By adding this component to ANY object, the object will unregister itself once it is off screen. This is only a very simply example, but complex objects can be created by the combination of several simple components. More complex examples of components are T2DPhysicsComponent, T2DCollisionComponent, T2DLinkPointComponent, and T2DForceComponent. We'll discuss each of these and several others below when discussing T2D.

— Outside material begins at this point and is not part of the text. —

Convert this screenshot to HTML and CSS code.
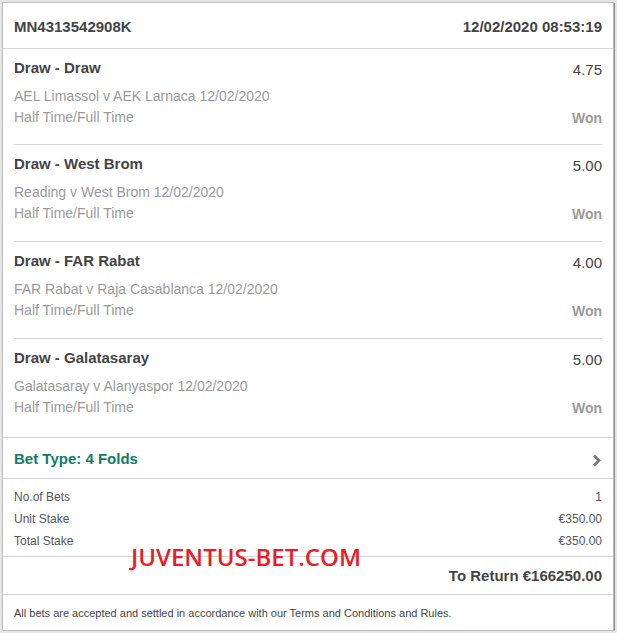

Often times two components of an object need to communicate with each other. They can do this by sharing TorqueInterfaces with each other. For example, the T2DForceComopnent exposes forces which the T2DPhysicsComponent is affected by. The way the force component is able to influence the functioning of the physics component is by exposing a force interface which the physics component picks up. Here is what that looks like:

// T2DForceComponent defines _RegisterInterfaces:
protected internal override void _RegisterInterfaces(TorqueObject owner)
{
	base._RegisterInterfaces(owner);


  	...


	// cache force interface and match empty name only
	Owner.RegisterCachedInterface("force", String.Empty, this, _forceInterface);
}

The last line in the method registers the force interface held in the _forceInterface member variable as an interface of type "force" and with no name (String.Empty).

Inside the _OnRegister method of T2DPhysicsComponent we find these lines:

owner.Components.GetInterfaceList<TorqueInterfaceWrap<IT2DForceGenerator>>("force", String.Empty, _forceGenerators);

This line finds all the interfaces of type "force" and name "" in the containing object (owner) and puts them in the _forceGenerators list. Now the physics component will use the forces exposed by the force component. Not only that, you can write your own component which creates forces and it will work with the physics component so long as you expose a force interface for it to find.

Note

Note that the C# type of these interfaces is TorqueInterfaceWrap<IT2DForceGenerator>, which means that it's a TorqueInterface which wraps the C# interface IT2DForceGenerator. Another common interface type is ValueInterface<float> which simply means that the interface wraps a float variable. E.g., T2DSceneObject exposes "alpha" as a float interface, allowing you to animate that parameter using the T2DAnimationComponent or any other component which looks up "alpha".